Laut Umfrageergebnis ist der Bildungsgrad entscheidend für die Einschätzung der Medienwelt. Wer BILD liest oder nur die seichten TV-Angebote konsumiert, wird andere Ansprüche oder Beurteilungskriterien haben, als jene, die ARTE, 3 SAT oder eine der großen, überregionalen Zeitungen bevorzugen.
Da sich jeder Journalist nennen darf – Werbefachleute , Redakteure von Kundenzeitungen, Blogger, Pressesprecher oder Talk-Show-Unterhalter, gibt es auch kein scharf umrissenes Berufsbild mit klaren Standards und Qualitätsanforderungen. Um den Anforderungen einer Mehrheit der Bevölkerung zu entsprechen, müssten grundlegende Veränderungen durchgesetzt werden: Eine schärfere Eingrenzung und Professionalisierung des Journalistenberufs, die seit langem geforderte Medienerziehung in den Schulen sowie eine größere redaktionelle Unabhängigkeit der Journalisten gegenüber den Wünschen von Eigentümern – und das alles eingebettet in ein Mediengesetz, über dessen Inhalt die streitenden Parteien sich bisher nicht einigen konnten.
Zu den Refernten:
Brigitte Fehrle:
Brigitte Fehrle begann ihre journalistische Karriere während ihres Politikstudiums als freie Journalistin für den Süddeutschen Rundfunk und die „taz“ („Tageszeitung“, Berlin), bei der sie anschließend als Redakteurin für Innenpolitik anfing. Nach sechs Jahren wechselte sie zur „Berliner Zeitung“, erst als landespolitische Korrespondentin, ab 1996 als Ressortleiterin Innenpolitik. Sie stieg zur leitenden Redakteurin und stellvertretenden Chefredakteurin auf, und wechselte 2006 in gleicher Position zur „Frankfurter Rundschau“. 2007 ging sie zur „Die Zeit“, deren Berliner Redaktionsbüro sie bis Februar 2009 leitete.

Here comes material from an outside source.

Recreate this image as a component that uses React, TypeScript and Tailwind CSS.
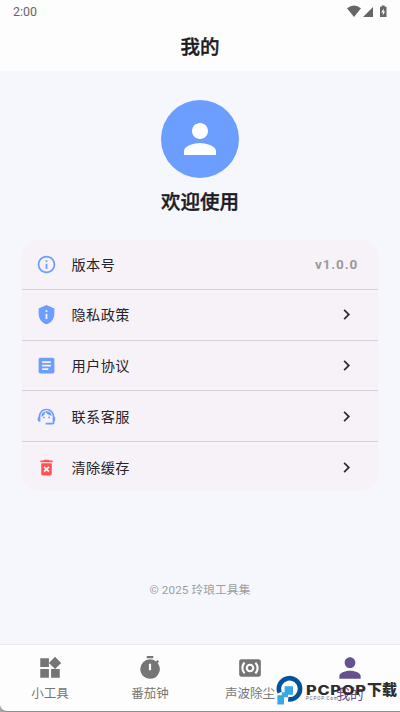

Anschließend ist sie als Stellvertreterin des Chefredakteurs zur „Berliner Zeitung“ zurückgekehrt.
Wolfgang Donsbach:
Nach dem Studium der Publizistikwissenschaft, Politikwissenschaft, Ethnologie und Soziologie an der Universität Mainz, während dessen er als freier Mitarbeiter und Hospitant bei Rundfunk und Fernsehanstalten praktische Erfahrung im Journalismus sammelte, promovierte Wolfgang Donsbach 1981 zum Thema: „Gesellschaftliche Aufgaben der Massenmedien und berufliche Einstellungen von Journalisten“. 1982 erfolgte die Ernennung zum Akademischen Rat an der Universität Mainz und damit die Entscheidung, eine wissenschaftliche Laufbahn einzuschlagen. 1989 habilitierte Wolfgang Donsbach im Fach Publizistikwissenschaft, arbeitete als Privatdozent, wechselte mit einem Forschungsstipendium der Deutschen Forschungsgemeinschaft 1990 nach New York, wo er auch eine Gastprofessur innehatte. Danach folgten Gastprofessuren an der FU Berlin, in Pamplona (Spanien) und wieder in den USA (Harvard University). 1993 erhielt er den Ruf auf eine Professur für Kommunikationswissenschaften an der TU Dresden, wo er bis 2006 zusätzlich die Position eines Geschäftsführenden Direktors innehatte.
Neben zahlreichen Publikationen ist Professor Donsbach der Herausgeber der anspruchsvollen „International Encyclopedia of Communication (2009).